■ **DESCRIPTION OF THE TASK**:
For the material that follows, list every line containing the word "this".
++++ DATA FOR THE TASK ++++
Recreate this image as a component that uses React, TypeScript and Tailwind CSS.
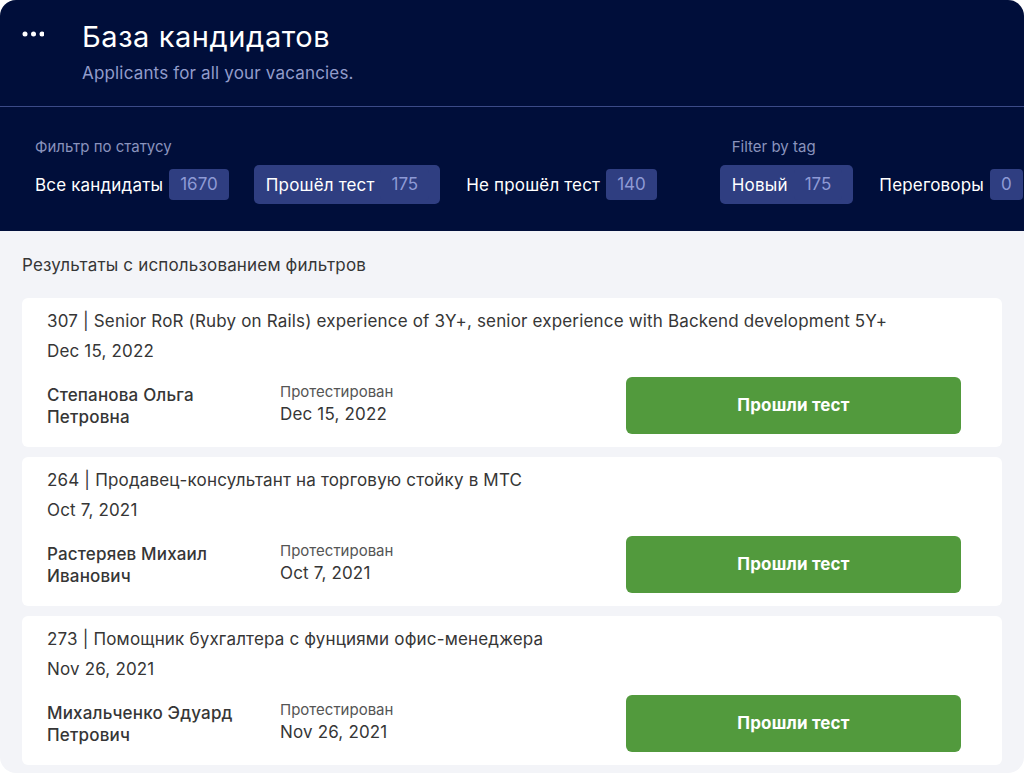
import React from 'react';

interface Chip {
    label: string;
    count: number;
    active?: boolean;
}

interface Candidate {
    id: number;
    vacancy: string;
    date: string;
    name: string;
}

const statusChips: Chip[] = [
    { label: 'Все кандидаты', count: 1670 },
    { label: 'Прошёл тест', count: 175, active: true },
    { label: 'Не прошёл тест', count: 140 },
];

const tagChips: Chip[] = [
    { label: 'Новый', count: 175, active: true },
    { label: 'Переговоры', count: 0 },
];

const candidates: Candidate[] = [
    {
        id: 307,
        vacancy: 'Senior RoR (Ruby on Rails) experience of 3Y+, senior experience with Backend development 5Y+',
        date: 'Dec 15, 2022',
        name: 'Степанова Ольга Петровна',
    },
    {
        id: 264,
        vacancy: 'Продавец-консультант на торговую стойку в МТС',
        date: 'Oct 7, 2021',
        name: 'Растеряев Михаил Иванович',
    },
    {
        id: 273,
        vacancy: 'Помощник бухгалтера с фунциями офис-менеджера',
        date: 'Nov 26, 2021',
        name: 'Михальченко Эдуард Петрович',
    },
];

const FilterChip = ({ chip }: { chip: Chip }) => (
    <div
        className={`flex shrink-0 items-center gap-[6px] whitespace-nowrap rounded-[5px] py-1 pl-3 pr-[11px] ${
            chip.active ? 'bg-[#2f3e81]' : ''
        }`}
    >
        <span className="text-[17px] leading-6 tracking-[0.01em] text-white">{chip.label}</span>
        <span className="rounded-[4px] bg-[#2f3e81] px-[11px] text-[17px] leading-[31px] text-[#8e9ad5]">
            {chip.count}
        </span>
    </div>
);

const FilterGroup = ({ title, chips }: { title: string; chips: Chip[] }) => (
    <div className="flex shrink-0 flex-col gap-2">
        <p className="whitespace-nowrap pl-3 text-[15px] leading-5 text-[#8a93bd]">{title}</p>
        <div className="flex items-center gap-[14px]">
            {chips.map((chip) => (
                <FilterChip key={chip.label} chip={chip} />
            ))}
        </div>
    </div>
);

const CandidateCard = ({ candidate }: { candidate: Candidate }) => (
    <div className="rounded-[6px] bg-white pb-[13px] pl-[25px] pr-[41px] pt-2 text-[17px] tracking-[0.01em] text-[#363636]">
        <p className="leading-[30px]">
            {candidate.id} | {candidate.vacancy}
        </p>
        <p className="leading-[30px]">{candidate.date}</p>
        <div className="mt-[11px] flex items-center">
            <p className="w-[205px] font-medium leading-[22px]">{candidate.name}</p>
            <div className="ml-[28px] flex flex-col pb-[3px]">
                <span className="text-[15px] leading-5 tracking-normal text-[#555]">Протестирован</span>
                <span className="leading-6">{candidate.date}</span>
            </div>
            <button className="ml-auto h-[57px] w-[335px] rounded-[6px] bg-[#529a3d] text-[17px] font-bold tracking-[0.01em] text-white">
                Прошли тест
            </button>
        </div>
    </div>
);

const App = () => {
    return (
        <div className="h-[773px] w-[1024px] bg-white" style={{ fontFamily: 'Inter, "Noto Sans", sans-serif' }}>
            <div className="flex h-full flex-col overflow-hidden rounded-[16px] bg-[#f3f4f8]">
                <header className="bg-[#000e3a]">
                    <div className="flex h-[107px] border-b border-[#3b4a87] pl-[22px] pt-5">
                        <svg width="22" height="10" viewBox="0 0 22 10" className="mt-[9px] fill-white">
                            <circle cx="3" cy="5" r="2.5" />
                            <circle cx="11.5" cy="5" r="2.5" />
                            <circle cx="20" cy="5" r="2.5" />
                        </svg>
                        <div className="ml-[38px]">
                            <h1 className="text-[29px] leading-[34px] tracking-[0.02em] text-white">База кандидатов</h1>
                            <p className="mt-[7px] text-[17px] leading-6 tracking-[0.01em] text-[#929cca]">
                                Applicants for all your vacancies.
                            </p>
                        </div>
                    </div>
                    <div className="flex h-[124px] gap-[52px] overflow-hidden pl-[23px] pt-[30px]">
                        <FilterGroup title="Фильтр по статусу" chips={statusChips} />
                        <FilterGroup title="Filter by tag" chips={tagChips} />
                    </div>
                </header>
                <main className="flex flex-col px-[22px] pt-[22px]">
                    <p className="text-[17px] leading-6 tracking-[0.01em] text-[#363636]">
                        Результаты с использованием фильтров
                    </p>
                    <div className="mt-[21px] flex w-[980px] flex-col gap-[10px]">
                        {candidates.map((candidate) => (
                            <CandidateCard key={candidate.id} candidate={candidate} />
                        ))}
                    </div>
                </main>
            </div>
        </div>
    );
};

export default App;
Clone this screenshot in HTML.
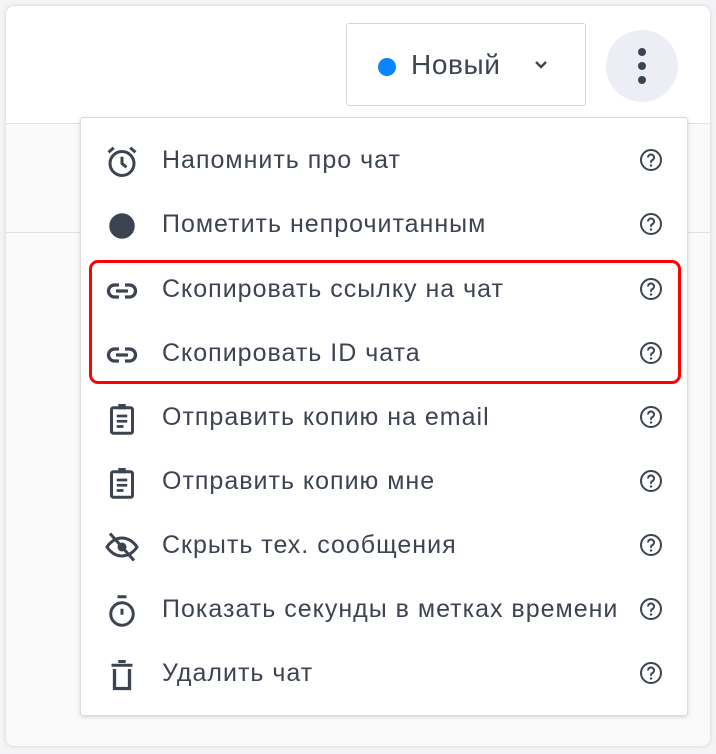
<!DOCTYPE html>
<html><head><meta charset="utf-8"><style>
*{box-sizing:border-box;margin:0;padding:0}
body{width:716px;height:754px;background:#f4f4f6;font-family:"Liberation Sans","DejaVu Sans",sans-serif;position:relative;overflow:hidden;color:#3d4451}
.card{position:absolute;left:6px;top:6px;width:704px;height:740px;background:#fafafa;border-radius:8px;box-shadow:0 0 4px rgba(0,0,0,.15);overflow:hidden}
.head{position:absolute;left:0;top:0;width:704px;height:118px;background:#fff;border-bottom:1px solid #e2e2e2}
.line2{position:absolute;left:0;top:226px;width:704px;height:1px;background:#e2e2e2}
.status{position:absolute;left:346px;top:23px;width:240px;height:83px;border:1px solid #d8d8d8;border-radius:3px;background:#fff}
.dot{position:absolute;left:31px;top:34px;width:18px;height:18px;border-radius:50%;background:#0a84ff}
.status span{position:absolute;left:64px;top:25px;font-size:28px;letter-spacing:.6px}
.kebab{position:absolute;left:606px;top:30px;width:72px;height:72px;border-radius:50%;background:#ededf5}
.kebab i{position:absolute;left:32px;width:8px;height:8px;border-radius:50%;background:#3d4451}
.menu{position:absolute;left:80px;top:117px;width:608px;height:599px;background:#fff;border:1px solid #dcdcdc;border-radius:3px;box-shadow:0 1px 4px rgba(0,0,0,.15)}
.item{position:absolute;left:0;width:606px;height:64px}
.item svg.ic{position:absolute;left:23px;top:15px}
.item .t{position:absolute;left:81px;top:17px;font-size:25px;white-space:nowrap;letter-spacing:1px}
.red{position:absolute;left:89px;top:260px;width:592px;height:124px;border:3px solid #f00;border-radius:9px}
</style></head><body>
<div class="card">
<div class="head"></div>
<div class="line2"></div>
</div>
<div class="status"><div class="dot"></div><span>Новый</span>
<svg style="position:absolute;left:186px;top:35px" width="16" height="12" viewBox="0 0 16 12"><path d="M3 3l5 5 5-5" fill="none" stroke="#3d4451" stroke-width="2.4"/></svg></div>
<div class="kebab"><i style="top:18px"></i><i style="top:32px"></i><i style="top:46px"></i></div>
<div class="menu">
<div class="item" style="top:11px"><svg class="ic" width="36" height="36" viewBox="0 0 24 24"><circle cx="12" cy="13" r="8" fill="none" stroke="#3d4451" stroke-width="2"/><path d="M12 8.5V13l3 2.5M3 5.5l3.5-3M21 5.5l-3.5-3" fill="none" stroke="#3d4451" stroke-width="2"/></svg><span class="t">Напомнить про чат</span></div>
<div class="item" style="top:75px"><svg class="ic" width="36" height="36" viewBox="0 0 24 24"><circle cx="12" cy="12" r="8.5" fill="#3d4451"/></svg><span class="t">Пометить непрочитанным</span></div>
<div class="item" style="top:140px"><svg class="ic" width="36" height="36" viewBox="0 0 24 24"><path d="M10 8H7a4 4 0 0 0 0 8h3M14 8h3a4 4 0 0 1 0 8h-3M8 12h8" fill="none" stroke="#3d4451" stroke-width="2.2"/></svg><span class="t">Скопировать ссылку на чат</span></div>
<div class="item" style="top:204px"><svg class="ic" width="36" height="36" viewBox="0 0 24 24"><path d="M10 8H7a4 4 0 0 0 0 8h3M14 8h3a4 4 0 0 1 0 8h-3M8 12h8" fill="none" stroke="#3d4451" stroke-width="2.2"/></svg><span class="t">Скопировать ID чата</span></div>
<div class="item" style="top:268px"><svg class="ic" width="36" height="36" viewBox="0 0 24 24"><rect x="5" y="4.5" width="14" height="17" rx="1.2" fill="none" stroke="#3d4451" stroke-width="2"/><rect x="9.5" y="2" width="5" height="3.5" fill="#3d4451"/><path d="M8.5 10h7M8.5 13.5h7M8.5 17h4.5" stroke="#3d4451" stroke-width="1.8"/></svg><span class="t">Отправить копию на email</span></div>
<div class="item" style="top:332px"><svg class="ic" width="36" height="36" viewBox="0 0 24 24"><rect x="5" y="4.5" width="14" height="17" rx="1.2" fill="none" stroke="#3d4451" stroke-width="2"/><rect x="9.5" y="2" width="5" height="3.5" fill="#3d4451"/><path d="M8.5 10h7M8.5 13.5h7M8.5 17h4.5" stroke="#3d4451" stroke-width="1.8"/></svg><span class="t">Отправить копию мне</span></div>
<div class="item" style="top:396px"><svg class="ic" width="36" height="36" viewBox="0 0 24 24"><path d="M2 12s3.5-6 10-6 10 6 10 6-3.5 6-10 6S2 12 2 12z" fill="none" stroke="#3d4451" stroke-width="2"/><circle cx="12" cy="12" r="3" fill="#3d4451"/><path d="M4 3l16 18" stroke="#3d4451" stroke-width="2"/></svg><span class="t">Скрыть тех. сообщения</span></div>
<div class="item" style="top:460px"><svg class="ic" width="36" height="36" viewBox="0 0 24 24"><circle cx="12" cy="14" r="7.5" fill="none" stroke="#3d4451" stroke-width="2"/><path d="M9 2.5h6M12 10.5v4" stroke="#3d4451" stroke-width="2"/></svg><span class="t">Показать секунды в метках времени</span></div>
<div class="item" style="top:524px"><svg class="ic" width="36" height="36" viewBox="0 0 24 24"><path d="M7 8v13h10V8" fill="none" stroke="#3d4451" stroke-width="2.2"/><path d="M5 5.5h14M9.5 3h5" stroke="#3d4451" stroke-width="2"/></svg><span class="t">Удалить чат</span></div>
</div>
<div class="red"></div>
<svg width="0" height="0" style="position:absolute"><defs><g id="q"><circle cx="12" cy="12" r="10" fill="none" stroke="#3d4451" stroke-width="2"/><path d="M9 9.5a3 3 0 1 1 4 2.8c-.8.4-1 1-1 2v.5" fill="none" stroke="#3d4451" stroke-width="2"/><circle cx="12" cy="17.5" r="1.2" fill="#3d4451"/></g></defs></svg>
<svg style="position:absolute;left:639px;top:148px" width="24" height="24"><use href="#q"/></svg>
<svg style="position:absolute;left:639px;top:212px" width="24" height="24"><use href="#q"/></svg>
<svg style="position:absolute;left:639px;top:277px" width="24" height="24"><use href="#q"/></svg>
<svg style="position:absolute;left:639px;top:341px" width="24" height="24"><use href="#q"/></svg>
<svg style="position:absolute;left:639px;top:405px" width="24" height="24"><use href="#q"/></svg>
<svg style="position:absolute;left:639px;top:469px" width="24" height="24"><use href="#q"/></svg>
<svg style="position:absolute;left:639px;top:533px" width="24" height="24"><use href="#q"/></svg>
<svg style="position:absolute;left:639px;top:597px" width="24" height="24"><use href="#q"/></svg>
<svg style="position:absolute;left:639px;top:661px" width="24" height="24"><use href="#q"/></svg>
</body></html>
++++
■ **SOLUTION**:
Recreate this image as a component that uses React, TypeScript and Tailwind CSS.
Clone this screenshot in HTML.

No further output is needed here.